Transcribe everything in the data word for word. Pictures are left out.

──────────────────────────────

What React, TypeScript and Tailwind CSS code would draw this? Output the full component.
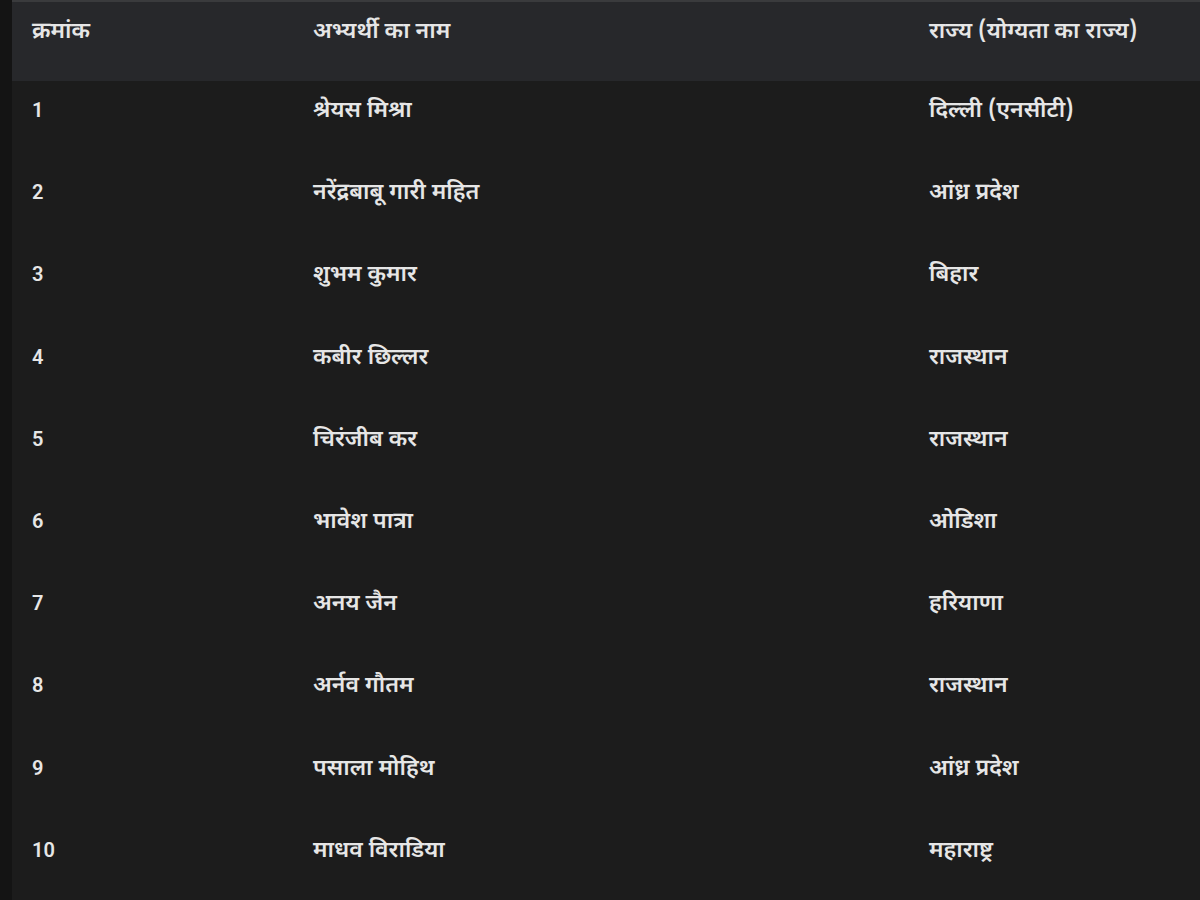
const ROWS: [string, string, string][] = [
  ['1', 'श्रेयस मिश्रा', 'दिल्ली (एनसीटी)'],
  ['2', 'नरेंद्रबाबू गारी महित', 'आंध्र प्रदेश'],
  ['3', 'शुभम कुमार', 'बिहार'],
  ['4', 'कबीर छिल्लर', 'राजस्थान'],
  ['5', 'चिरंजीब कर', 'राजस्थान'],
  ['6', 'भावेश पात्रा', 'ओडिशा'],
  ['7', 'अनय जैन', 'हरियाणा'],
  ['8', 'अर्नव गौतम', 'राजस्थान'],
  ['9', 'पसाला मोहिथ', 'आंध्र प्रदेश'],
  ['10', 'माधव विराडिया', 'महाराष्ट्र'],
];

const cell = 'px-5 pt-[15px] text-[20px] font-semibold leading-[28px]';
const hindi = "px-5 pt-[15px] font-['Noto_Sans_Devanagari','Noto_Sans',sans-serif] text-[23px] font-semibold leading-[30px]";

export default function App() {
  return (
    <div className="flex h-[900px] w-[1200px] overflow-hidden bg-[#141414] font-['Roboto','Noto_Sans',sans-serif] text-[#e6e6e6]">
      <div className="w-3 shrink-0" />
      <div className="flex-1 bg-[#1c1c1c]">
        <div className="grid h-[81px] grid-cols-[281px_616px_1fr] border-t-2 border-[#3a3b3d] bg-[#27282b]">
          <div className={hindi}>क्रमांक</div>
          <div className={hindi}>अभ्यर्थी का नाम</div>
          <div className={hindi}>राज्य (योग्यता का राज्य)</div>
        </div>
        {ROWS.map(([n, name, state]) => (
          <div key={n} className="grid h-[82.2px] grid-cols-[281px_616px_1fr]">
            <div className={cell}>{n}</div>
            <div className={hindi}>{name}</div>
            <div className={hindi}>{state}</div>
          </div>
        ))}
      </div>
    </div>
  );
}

──────────────────────────────

- Task solution -
What React, TypeScript and Tailwind CSS code would draw this? Output the full component.
const ROWS: [string, string, string][] = [
  ['1', 'श्रेयस मिश्रा', 'दिल्ली (एनसीटी)'],
  ['2', 'नरेंद्रबाबू गारी महित', 'आंध्र प्रदेश'],
  ['3', 'शुभम कुमार', 'बिहार'],
  ['4', 'कबीर छिल्लर', 'राजस्थान'],
  ['5', 'चिरंजीब कर', 'राजस्थान'],
  ['6', 'भावेश पात्रा', 'ओडिशा'],
  ['7', 'अनय जैन', 'हरियाणा'],
  ['8', 'अर्नव गौतम', 'राजस्थान'],
  ['9', 'पसाला मोहिथ', 'आंध्र प्रदेश'],
  ['10', 'माधव विराडिया', 'महाराष्ट्र'],
];

const cell = 'px-5 pt-[15px] text-[20px] font-semibold leading-[28px]';
const hindi = "px-5 pt-[15px] font-['Noto_Sans_Devanagari','Noto_Sans',sans-serif] text-[23px] font-semibold leading-[30px]";

export default function App() {
  return (
    <div className="flex h-[900px] w-[1200px] overflow-hidden bg-[#141414] font-['Roboto','Noto_Sans',sans-serif] text-[#e6e6e6]">
      <div className="w-3 shrink-0" />
      <div className="flex-1 bg-[#1c1c1c]">
        <div className="grid h-[81px] grid-cols-[281px_616px_1fr] border-t-2 border-[#3a3b3d] bg-[#27282b]">
          <div className={hindi}>क्रमांक</div>
          <div className={hindi}>अभ्यर्थी का नाम</div>
          <div className={hindi}>राज्य (योग्यता का राज्य)</div>
        </div>
        {ROWS.map(([n, name, state]) => (
          <div key={n} className="grid h-[82.2px] grid-cols-[281px_616px_1fr]">
            <div className={cell}>{n}</div>
            <div className={hindi}>{name}</div>
            <div className={hindi}>{state}</div>
          </div>
        ))}
      </div>
    </div>
  );
}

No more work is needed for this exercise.